The Science of Deciding Without Waiting.

Each agent maintains a perception module — a continuously updated view of the portion of the operational environment relevant to its function. It subscribes to relevant data streams from the Omnierax event backbone, applies filtering and relevance scoring to distinguish signal from noise, and maintains a local belief state. Perception is not passive — agents can request additional data collection or clarification when their belief state uncertainty exceeds defined thresholds.

Agents maintain probabilistic belief states — not binary known/unknown representations, but probability distributions over possible states of the world, updated continuously as new evidence arrives. Bayesian inference is the foundational mechanism, extended with domain-specific priors derived from historical operational data and expert knowledge encoding. When evidence is contradictory, the belief state reflects the contradiction — agents do not silently discard inconvenient evidence. They flag it.

Each agent operates with a hierarchical goal structure — high-level mission objectives decomposed into sub-goals, further decomposed into specific action objectives. The goal structure is dynamic — it updates when the operational situation changes, when higher-level objectives are modified, or when an agent determines its current goal decomposition is no longer consistent with the achievable outcome space.

The agent's decision policy maps belief states and goal structures to action selections.

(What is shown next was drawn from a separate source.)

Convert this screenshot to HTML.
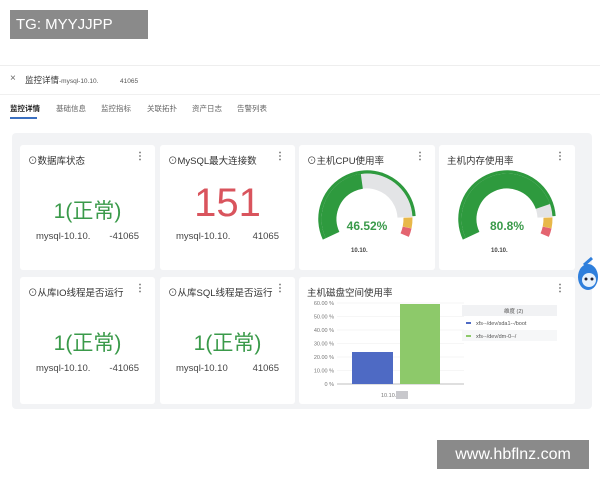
<!DOCTYPE html>
<html><head><meta charset="utf-8"><style>
*{margin:0;padding:0;box-sizing:border-box}
body{width:600px;height:480px;background:#fff;position:relative;overflow:hidden;font-family:"Liberation Sans","Noto Sans CJK SC",sans-serif;color:#333}
.a{position:absolute}
.card{position:absolute;background:#fff;border-radius:3px}
.t{position:absolute;left:8px;top:8px;font-size:9.5px;color:#333}
.dots{position:absolute;right:10px;top:6px;font-size:10px;color:#666;font-weight:bold}
.big{position:absolute;left:0;right:0;text-align:center;color:#3a9a4a;font-size:21px}
.sub{position:absolute;left:16px;right:16px;font-size:9.5px;color:#444;display:flex;justify-content:space-between}
</style></head><body>
<div class="a" style="left:10px;top:10px;width:138px;height:29px;background:#8a8a8a;color:#fff;font-size:15px;line-height:29px;padding-left:6px">TG: MYYJJPP</div>
<div class="a" style="left:0;top:65px;width:600px;height:1px;background:#eee"></div>
<div class="a" style="left:10px;top:73px;font-size:10px;color:#666">×</div>
<div class="a" style="left:25px;top:74px;font-size:8.5px;color:#333">监控详情<span style="font-size:6.5px;color:#555">-mysql-10.10. &nbsp; &nbsp; &nbsp; &nbsp; &nbsp; &nbsp;41065</span></div>
<div class="a" style="left:0;top:94px;width:600px;height:1px;background:#f0f0f0"></div>
<div class="a" style="left:10px;top:103px;font-size:7.5px;color:#222;font-weight:bold">监控详情</div>
<div class="a" style="left:10px;top:117px;width:27px;height:2px;background:#3a6fc0"></div>
<div class="a" style="left:56px;top:103px;font-size:7.5px;color:#666">基础信息</div>
<div class="a" style="left:101px;top:103px;font-size:7.5px;color:#666">监控指标</div>
<div class="a" style="left:147px;top:103px;font-size:7.5px;color:#666">关联拓扑</div>
<div class="a" style="left:192px;top:103px;font-size:7.5px;color:#666">资产日志</div>
<div class="a" style="left:237px;top:103px;font-size:7.5px;color:#666">告警列表</div>
<div class="a" style="left:12px;top:133px;width:580px;height:276px;background:#f2f3f5;border-radius:4px"></div>

<div class="card" style="left:20px;top:145px;width:135px;height:125px"><div class="t">⊙数据库状态</div><div class="dots">⋮</div><div class="big" style="top:50px">1(正常)</div><div class="sub" style="top:86px"><span>mysql-10.10.</span><span>-41065</span></div></div>
<div class="card" style="left:160px;top:145px;width:135px;height:125px"><div class="t">⊙MySQL最大连接数</div><div class="dots">⋮</div><div class="big" style="top:36px;font-size:40px;color:#d9545d">151</div><div class="sub" style="top:86px"><span>mysql-10.10.</span><span>41065</span></div></div>

<div class="card" style="left:299px;top:145px;width:136px;height:125px"><div class="t">⊙主机CPU使用率</div><div class="dots">⋮</div>
<svg class="a" style="left:0;top:0" width="136" height="125"><g transform="translate(68,74)">
<circle r="47" fill="none" stroke="#2e9a3e" stroke-width="3.5" stroke-dasharray="165 400" transform="rotate(155)"/>
<circle r="38" fill="none" stroke="#e3e4e6" stroke-width="15" stroke-dasharray="134 400" transform="rotate(155)"/>
<circle r="38" fill="none" stroke="#2e9a3e" stroke-width="15" stroke-dasharray="71 400" transform="rotate(155)"/>
<circle r="41" fill="none" stroke="#e8b84a" stroke-width="9" stroke-dasharray="10 400" transform="rotate(358)"/>
<circle r="41" fill="none" stroke="#e46470" stroke-width="9" stroke-dasharray="8 400" transform="rotate(372)"/>
</g><text x="68" y="85" text-anchor="middle" font-size="12" font-weight="bold" fill="#3a9a4a" font-family="Liberation Sans">46.52%</text>
<text x="52" y="107" font-size="6" fill="#444" font-weight="bold" font-family="Liberation Sans">10.10.</text></svg></div>

<div class="card" style="left:439px;top:145px;width:136px;height:125px"><div class="t">主机内存使用率</div><div class="dots">⋮</div>
<svg class="a" style="left:0;top:0" width="136" height="125"><g transform="translate(68,74)">
<circle r="47" fill="none" stroke="#2e9a3e" stroke-width="3.5" stroke-dasharray="165 400" transform="rotate(155)"/>
<circle r="38" fill="none" stroke="#e3e4e6" stroke-width="15" stroke-dasharray="134 400" transform="rotate(155)"/>
<circle r="38" fill="none" stroke="#2e9a3e" stroke-width="15" stroke-dasharray="123 400" transform="rotate(155)"/>
<circle r="41" fill="none" stroke="#e8b84a" stroke-width="9" stroke-dasharray="10 400" transform="rotate(358)"/>
<circle r="41" fill="none" stroke="#e46470" stroke-width="9" stroke-dasharray="8 400" transform="rotate(372)"/>
</g><text x="68" y="85" text-anchor="middle" font-size="12" font-weight="bold" fill="#3a9a4a" font-family="Liberation Sans">80.8%</text>
<text x="52" y="107" font-size="6" fill="#444" font-weight="bold" font-family="Liberation Sans">10.10.</text></svg></div>

<div class="card" style="left:20px;top:277px;width:135px;height:127px"><div class="t">⊙从库IO线程是否运行</div><div class="dots">⋮</div><div class="big" style="top:50px">1(正常)</div><div class="sub" style="top:86px"><span>mysql-10.10.</span><span>-41065</span></div></div>
<div class="card" style="left:160px;top:277px;width:135px;height:127px"><div class="t">⊙从库SQL线程是否运行</div><div class="dots">⋮</div><div class="big" style="top:50px">1(正常)</div><div class="sub" style="top:86px"><span>mysql-10.10</span><span>41065</span></div></div>

<div class="card" style="left:299px;top:277px;width:276px;height:127px"><div class="t">主机磁盘空间使用率</div><div class="dots">⋮</div>
<svg class="a" style="left:0;top:0" width="276" height="127" font-family="Liberation Sans" font-size="5.5" fill="#777">
<g stroke="#eee" stroke-width="0.6"><line x1="38" y1="26" x2="165" y2="26"/><line x1="38" y1="39.5" x2="165" y2="39.5"/><line x1="38" y1="53" x2="165" y2="53"/><line x1="38" y1="66.5" x2="165" y2="66.5"/><line x1="38" y1="80" x2="165" y2="80"/><line x1="38" y1="93.5" x2="165" y2="93.5"/></g>
<line x1="38" y1="107" x2="165" y2="107" stroke="#aaa" stroke-width="0.8"/>
<text x="35" y="28" text-anchor="end">60.00 %</text><text x="35" y="41.5" text-anchor="end">50.00 %</text><text x="35" y="55" text-anchor="end">40.00 %</text><text x="35" y="68.5" text-anchor="end">30.00 %</text><text x="35" y="82" text-anchor="end">20.00 %</text><text x="35" y="95.5" text-anchor="end">10.00 %</text><text x="35" y="109" text-anchor="end">0 %</text>
<rect x="53" y="75" width="41" height="32" fill="#4e6ac4"/>
<rect x="101" y="27" width="40" height="80" fill="#8dc96a"/>
<text x="82" y="120">10.10.</text><rect x="97" y="114" width="12" height="8" fill="#c8c8cc"/>
<rect x="163" y="28" width="95" height="11" fill="#f1f2f4"/><text x="205" y="36" fill="#555">维度 (2)</text>
<rect x="167" y="45" width="5" height="2" fill="#4e6ac4"/><text x="177" y="48" fill="#555">xfs--/dev/sda1--/boot</text>
<rect x="163" y="53" width="95" height="11" fill="#f6f7f8"/>
<rect x="167" y="58" width="5" height="2" fill="#8dc96a"/><text x="177" y="61" fill="#555">xfs--/dev/dm-0--/</text>
</svg></div>

<svg class="a" style="left:574px;top:255px" width="26" height="40"><ellipse cx="14" cy="22" rx="10" ry="13" fill="#2f7fdc"/><ellipse cx="15" cy="25" rx="7" ry="7" fill="#e8f2fc"/><circle cx="12" cy="24" r="1.5" fill="#223"/><circle cx="18" cy="24" r="1.5" fill="#223"/><path d="M10 10 L18 3" stroke="#2f7fdc" stroke-width="3"/></svg>

<div class="a" style="left:437px;top:440px;width:152px;height:29px;background:#8a8a8a;color:#fff;font-size:16px;line-height:29px;text-align:center">www.hbflnz.com</div>
</body></html>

Omnierax combines learned policies (from reinforcement learning on operational simulations and historical mission data) with structured decision logic (from domain expert knowledge encoding) — with the balance configurable based on criticality and novelty sensitivity. Novel situations are handled conservatively through structured logic; familiar patterns leverage learned efficiency.

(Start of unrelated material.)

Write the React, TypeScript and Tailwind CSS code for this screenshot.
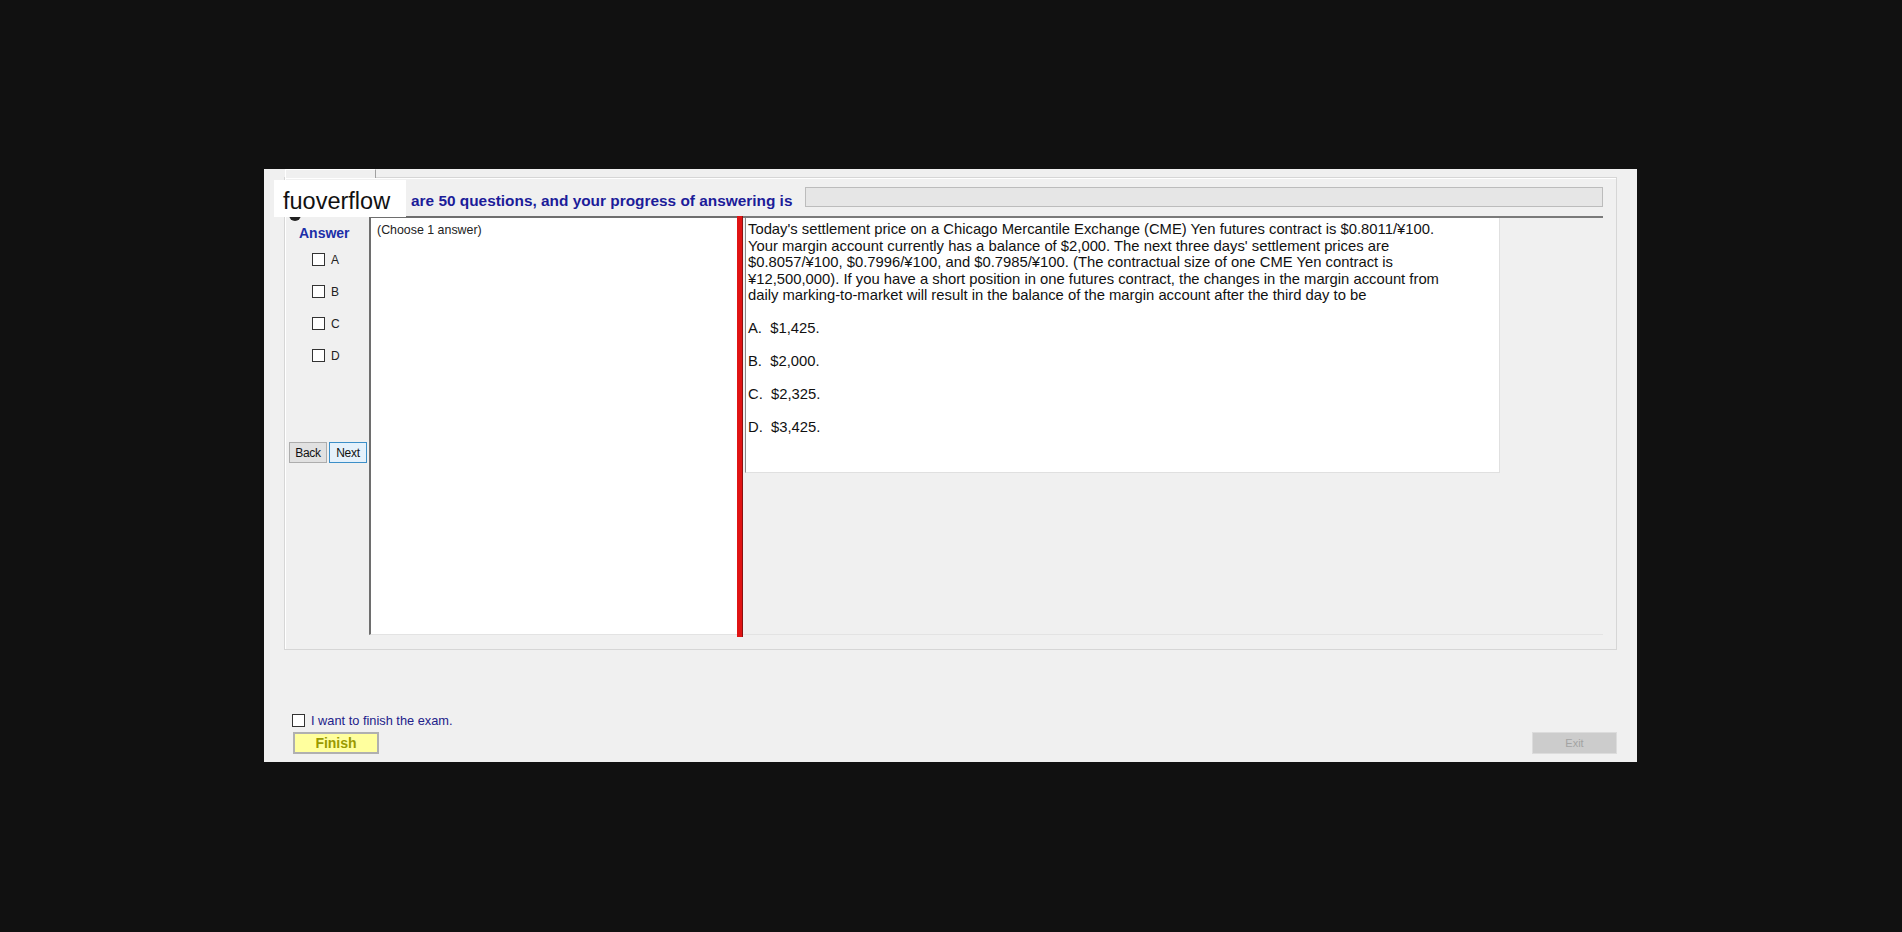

Selected actions are passed to the action execution module — which validates that the action is within the agent's current authority scope, checks for conflicts with actions being taken by other agents, stages the action for execution, and monitors execution for success or failure. Failed actions trigger both local recovery sequences and escalation to the agent orchestration layer.

Operational intent — expressed in natural language or in structured policy format — is compiled into executable decision graphs by the Omnierax graph compiler. Compilation decomposes high-level objectives into specific decision nodes, identifies dependencies, defines information requirements, and generates the conditional logic that routes execution. Compiled graphs are validated against the current operational model before activation.

Four node types: Perception nodes collect and validate the information required for a decision. Inference nodes apply AI models to generate decision recommendations. Authorization nodes check whether the selected action is within current authority parameters — automatically escalating if not. Action nodes execute approved decisions and monitor outcomes, feeding results back into the graph.

Execution is event-driven — each node activates when its prerequisites complete and required inputs are available. Multiple branches execute in parallel where dependencies allow. The execution engine maintains complete state, enabling pause, resume, audit, and replay. When unexpected conditions appear, the engine applies pre-defined contingency logic or escalates to human review.

Decision graphs are not static once compiled. The adaptation engine continuously evaluates whether active executions are progressing as expected and whether the conditions present at compile time still hold. When significant changes are detected, it can modify the active graph — adding branches for emerging conditions, pruning irrelevant branches, or recommending recompilation for high-stakes operational shifts.

Runs continuously — every subscribed data stream is processed, every new event ingested and classified, every belief state updated. High-frequency sensor streams are processed in sub-100ms; periodic batch sources as they arrive; historical context maintained as a persistent background state that enriches real-time inference without reprocessing.

Above perception, the assessment cycle evaluates the current belief state against the active goal structure and identifies conditions warranting decision-making — opportunity, threat, or follow-up. Cycle rate is adaptive: faster in high-tempo environments, slower when the operational picture is stable, conserving compute while maintaining responsiveness.

When the assessment cycle triggers, the decision cycle generates candidate actions, evaluates them against the decision policy, selects the optimal candidate, and checks authorization. Output is either an authorized action (dispatched immediately) or a recommendation (routed to the HITL gateway). Latency from trigger to dispatch is a primary engineering metric.

Operates above the operational loop — continuously evaluating the quality of past decisions against their outcomes, identifying systematic biases or errors, and generating policy updates that are staged for review and deployment through the model governance framework. Autonomous performance improves continuously from operational experience — under human oversight, with updates validated before deployment.

For every decision, the explainability engine generates an evidence inventory — the complete list of data inputs that were considered, ranked by their contribution to the final output. Each item includes source, timestamp, confidence score, and the specific way in which it influenced the decision.

Documents the logical pathway from evidence to conclusion — the sequence of inferences, intermediate conclusions, alternative hypotheses considered, and the final determination process. Machine-generated but expressed in natural language operational users can read without specialized AI knowledge.

The confidence score is not a single global uncertainty estimate — it is a decomposed attribution that identifies which aspects of the decision are well-supported and which are uncertain. Decision-makers can calibrate their response based on where the uncertainty lies.

For significant decisions, the engine generates counterfactual analysis — identifying the minimal changes to input evidence that would have produced a different decision. Operators understand the sensitivity of the decision to specific inputs, and whether it is robust to reasonable variations in evidence quality or completeness.